How can we create better equilibrium between the need for unification on the one hand and the need for decentralization on the other? One solution is to create core principles and differentiate between branches (Rhodes 2012: 37), much like a fish skeleton whose bones spread out from a central spine. The various agencies can define the core principles that should be embraced by their sub-agencies and then determine which of them is responsible for achieving specific goals. The core principles describe the basic values, not just the outcomes to be achieved. This framework provides control and unification on the one hand and diversity on the other. Examples such as social regulation (Braithwaite 2002) and educational policies in the case of learning disabilities (Itkonen and Jahnukainen 2010) reveal that creating core principles but allowing room to maneuver that reflects meaningful discretion results in better policy outcomes.

The attempts so far to achieve command and control via the specification of rules and procedures seem problematic. The other extreme of decentralization has found it difficult to create a variety of goods and services, leading to gaps and inequality. Thus, embracing the idea of defending core principles for working in public organizations is more likely to create equilibrium.

Bring Back Public Administration

Recent reforms in public administration have weakened the place of government organizations. Trends such as the hollowing out of the state (Rhodes 1994) and network governance (Bevir 2012) brought different stakeholders into government actions and in many respects impaired the central role of public administration organizations as the leading player in providing goods and services to the citizens. While including various stakeholders in the design of policy and the delivery of public services is important, the place of the state as a central actor should not be overlooked (Pierre and Peters 2005). Therefore, we underscore the need to bring public administration back as a key element in the equation, because it embodies the primary goal of promoting the interests of the citizens. Just as Flinders (2012) calls on us to defend politics, we should defend the central place of public administrations in the web of today’s stakeholders.

Public administration should not see its role as simply coping with problems but as defining and pursuing the values that benefit societies (Stoker 2006). Although it may seem trivial to say so, doing so is more controversial and complicated to implement (Hartley et al. 2015; Rhodes and Wanna 2007). Furthermore, given the difficulties and problems that overwhelm public employees, few have time to ask, what do we really want to accomplish. We should trust public employees and give them the opportunity and discretion to develop the vision they want to pursue. Of course, this vision should accord with the broad values and macro policy reflecting the political preference of the elected officials.

While this discretion should not be unchecked, the NPM atmosphere has created the tendency to distrust public employees. Discretion goes hand with hand with trust. Therefore, we must bring public employees back to the center of attention and rebuild their sense that we trust them. Doing so is an important factor in improving the outcomes of public organizations (Bouckaert 2012; Brown and Calnan 2011; Itkonen and Jahnukainen 2010).

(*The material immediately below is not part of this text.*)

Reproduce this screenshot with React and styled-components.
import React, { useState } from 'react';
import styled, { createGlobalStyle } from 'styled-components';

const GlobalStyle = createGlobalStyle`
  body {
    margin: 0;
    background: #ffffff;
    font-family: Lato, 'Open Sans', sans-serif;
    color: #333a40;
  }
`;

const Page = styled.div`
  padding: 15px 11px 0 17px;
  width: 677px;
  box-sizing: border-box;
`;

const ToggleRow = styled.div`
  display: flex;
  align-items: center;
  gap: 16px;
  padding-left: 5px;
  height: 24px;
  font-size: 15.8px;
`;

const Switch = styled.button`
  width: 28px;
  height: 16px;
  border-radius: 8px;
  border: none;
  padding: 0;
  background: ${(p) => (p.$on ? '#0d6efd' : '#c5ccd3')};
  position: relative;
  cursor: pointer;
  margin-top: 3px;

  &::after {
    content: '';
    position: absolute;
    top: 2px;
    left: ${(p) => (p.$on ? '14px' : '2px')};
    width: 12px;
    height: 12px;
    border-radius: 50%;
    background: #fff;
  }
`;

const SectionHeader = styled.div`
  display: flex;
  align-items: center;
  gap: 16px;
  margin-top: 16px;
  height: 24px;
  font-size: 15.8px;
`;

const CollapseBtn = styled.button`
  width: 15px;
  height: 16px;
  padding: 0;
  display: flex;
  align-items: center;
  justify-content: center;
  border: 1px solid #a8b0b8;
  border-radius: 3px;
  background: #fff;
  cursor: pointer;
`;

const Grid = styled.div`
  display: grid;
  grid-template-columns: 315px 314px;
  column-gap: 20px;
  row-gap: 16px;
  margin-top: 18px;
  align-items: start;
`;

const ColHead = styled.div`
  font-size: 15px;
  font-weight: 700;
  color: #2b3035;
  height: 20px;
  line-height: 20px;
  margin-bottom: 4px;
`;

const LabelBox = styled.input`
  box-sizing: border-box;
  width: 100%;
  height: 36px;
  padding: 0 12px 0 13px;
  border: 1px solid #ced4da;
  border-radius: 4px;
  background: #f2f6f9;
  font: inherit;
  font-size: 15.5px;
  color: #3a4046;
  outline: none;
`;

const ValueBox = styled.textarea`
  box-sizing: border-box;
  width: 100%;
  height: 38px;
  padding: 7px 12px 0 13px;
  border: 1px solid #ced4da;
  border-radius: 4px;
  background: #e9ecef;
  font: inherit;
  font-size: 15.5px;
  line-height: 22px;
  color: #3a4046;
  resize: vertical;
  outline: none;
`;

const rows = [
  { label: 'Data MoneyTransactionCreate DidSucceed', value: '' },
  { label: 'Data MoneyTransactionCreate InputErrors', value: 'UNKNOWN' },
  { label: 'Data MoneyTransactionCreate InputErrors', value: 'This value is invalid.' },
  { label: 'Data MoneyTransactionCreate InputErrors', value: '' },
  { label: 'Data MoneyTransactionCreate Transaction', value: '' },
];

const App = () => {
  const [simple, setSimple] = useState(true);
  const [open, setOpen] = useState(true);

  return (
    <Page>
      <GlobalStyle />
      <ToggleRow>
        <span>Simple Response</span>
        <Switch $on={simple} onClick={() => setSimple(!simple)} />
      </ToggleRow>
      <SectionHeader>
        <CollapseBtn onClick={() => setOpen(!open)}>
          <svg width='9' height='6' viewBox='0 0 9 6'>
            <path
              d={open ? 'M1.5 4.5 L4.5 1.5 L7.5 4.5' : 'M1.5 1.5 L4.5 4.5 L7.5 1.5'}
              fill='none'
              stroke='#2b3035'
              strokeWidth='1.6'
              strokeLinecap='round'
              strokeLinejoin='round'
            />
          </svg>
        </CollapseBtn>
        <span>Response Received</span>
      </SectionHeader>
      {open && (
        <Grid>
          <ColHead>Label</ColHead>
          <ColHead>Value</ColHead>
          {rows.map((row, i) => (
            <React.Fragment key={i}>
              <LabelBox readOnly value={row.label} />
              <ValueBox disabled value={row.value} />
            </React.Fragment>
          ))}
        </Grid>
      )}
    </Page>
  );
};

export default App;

Conclusion: the Incorporation of the Individual and the Organizational Level

Figure 1 illustrates the nexus between the characteristics that we should cultivate in public employees and their interaction with the organizational structure. These suggestions at the individual and organizational level reinforce and depend one on another. The importance of listening on the individual level expresses the awareness that public administration creates policy. Policy in today’s society involves many voices, so we need to listen to different stakeholders when creating mezzo level policies in public organizations.

Fig. 1
figure 1

The nexus between public employees and the organizational context

The need to help people emphasizes the understanding that public employees should be trusted to do their work. The creation of structures that define core principles and leave room for public employees to maneuver is once again the cause and the effect of this idea. Thus, if we accept that the main motivation of public employees is helping the public, we can have a more trusting relationship with them, give them more discretion in doing their jobs and believe that they will create core principles dedicated to this goal. In addition, using their discretion, they can tailor make solutions for people based on their individual needs, a goal that is quite desirable today. In so doing, they can provide equality of service without equating it with identical service for all (Du Gay 2011).

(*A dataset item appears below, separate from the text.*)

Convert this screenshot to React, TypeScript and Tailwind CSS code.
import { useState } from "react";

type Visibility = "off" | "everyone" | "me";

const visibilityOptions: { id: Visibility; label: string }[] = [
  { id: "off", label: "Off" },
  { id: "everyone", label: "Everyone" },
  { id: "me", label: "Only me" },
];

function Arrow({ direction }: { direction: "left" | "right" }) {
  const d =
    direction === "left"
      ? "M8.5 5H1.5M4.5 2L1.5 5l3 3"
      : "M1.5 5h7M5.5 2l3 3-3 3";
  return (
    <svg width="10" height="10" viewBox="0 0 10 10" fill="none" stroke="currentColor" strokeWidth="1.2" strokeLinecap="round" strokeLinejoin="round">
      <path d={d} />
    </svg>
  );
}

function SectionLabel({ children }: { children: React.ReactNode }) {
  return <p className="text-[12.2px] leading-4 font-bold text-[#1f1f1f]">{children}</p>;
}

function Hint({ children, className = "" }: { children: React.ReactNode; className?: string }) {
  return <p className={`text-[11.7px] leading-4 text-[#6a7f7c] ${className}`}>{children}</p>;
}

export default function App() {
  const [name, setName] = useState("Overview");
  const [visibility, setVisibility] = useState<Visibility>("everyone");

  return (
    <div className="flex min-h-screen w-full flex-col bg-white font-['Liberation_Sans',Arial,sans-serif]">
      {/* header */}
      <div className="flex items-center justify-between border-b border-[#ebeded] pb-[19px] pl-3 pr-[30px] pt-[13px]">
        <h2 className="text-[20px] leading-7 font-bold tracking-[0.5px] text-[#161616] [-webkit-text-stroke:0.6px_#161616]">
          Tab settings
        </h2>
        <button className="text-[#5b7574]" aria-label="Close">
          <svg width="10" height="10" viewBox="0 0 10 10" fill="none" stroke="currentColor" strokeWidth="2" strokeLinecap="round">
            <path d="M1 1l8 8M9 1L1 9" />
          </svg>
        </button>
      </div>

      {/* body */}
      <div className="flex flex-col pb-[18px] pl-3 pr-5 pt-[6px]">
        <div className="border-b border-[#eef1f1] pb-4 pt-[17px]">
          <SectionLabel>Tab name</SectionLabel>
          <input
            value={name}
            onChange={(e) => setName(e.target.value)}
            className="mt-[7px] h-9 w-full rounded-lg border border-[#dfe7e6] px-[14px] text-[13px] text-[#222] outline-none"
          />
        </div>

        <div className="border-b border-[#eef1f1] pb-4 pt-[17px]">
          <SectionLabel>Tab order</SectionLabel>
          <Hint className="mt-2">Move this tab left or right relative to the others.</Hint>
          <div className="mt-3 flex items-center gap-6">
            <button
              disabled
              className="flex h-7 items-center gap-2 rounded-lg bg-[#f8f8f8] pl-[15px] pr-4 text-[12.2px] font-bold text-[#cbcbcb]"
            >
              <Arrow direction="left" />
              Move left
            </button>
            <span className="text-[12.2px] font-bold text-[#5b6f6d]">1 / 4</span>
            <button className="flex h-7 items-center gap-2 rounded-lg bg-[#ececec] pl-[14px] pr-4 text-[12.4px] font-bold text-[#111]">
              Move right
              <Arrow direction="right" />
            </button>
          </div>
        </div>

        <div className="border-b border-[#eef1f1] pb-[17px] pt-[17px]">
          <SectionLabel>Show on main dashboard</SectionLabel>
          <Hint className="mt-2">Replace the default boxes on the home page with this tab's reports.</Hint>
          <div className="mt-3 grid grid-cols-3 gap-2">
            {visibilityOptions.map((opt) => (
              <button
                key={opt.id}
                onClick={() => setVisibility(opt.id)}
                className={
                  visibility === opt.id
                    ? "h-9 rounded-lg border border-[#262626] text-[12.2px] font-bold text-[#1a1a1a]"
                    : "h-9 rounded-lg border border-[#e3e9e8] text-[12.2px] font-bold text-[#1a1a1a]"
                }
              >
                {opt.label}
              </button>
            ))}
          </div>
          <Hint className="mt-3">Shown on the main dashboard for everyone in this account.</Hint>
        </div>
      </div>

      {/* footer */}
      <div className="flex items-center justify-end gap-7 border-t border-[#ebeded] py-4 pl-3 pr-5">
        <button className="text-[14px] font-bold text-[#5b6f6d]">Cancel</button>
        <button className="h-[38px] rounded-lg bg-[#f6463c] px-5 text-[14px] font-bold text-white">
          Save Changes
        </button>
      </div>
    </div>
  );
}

The importance of learning as a basic feature of the public employees’ raison d’être is another aspect that accords with the fishbone metaphor of public organizations. If we agree that public employees should be constant learners, we can appreciate the contribution of discretion and the role of employees from different layers in public organizations. Furthermore, the core principles should be created based on understandings arising from different layers in the organization in an ongoing synthesis. Thus, the learning process is a collective process, not just an individual one (Heikkila and Gerlak 2013), resulting in an organizational culture that reflects “epistemological pluralism” that incorporates both implicit and explicit knowledge on the individual and social level (Spender 1996).

At the same time, the learning of the individual public employee can enhance the ability of public organizations to become a central actor in the public arena. If authority and resources were the old basis of legitimizing public administration, today knowledge plays a central role in the policy process. In an age of accountability and transparency, resources are not the only factor of great importance. The ability to explain public administration is one of its major bases of legitimation. If public organizations do not perceive it as an important factor in the policy process, their ability to help the population is impeded, and in a vicious cycle, the path to improving public administration is blocked. The first step in this process is adopting a different view of public administration and a different focus on the factors that should be strengthened. Hopefully, the reasoning presented here can provide some opportunity for doing just that.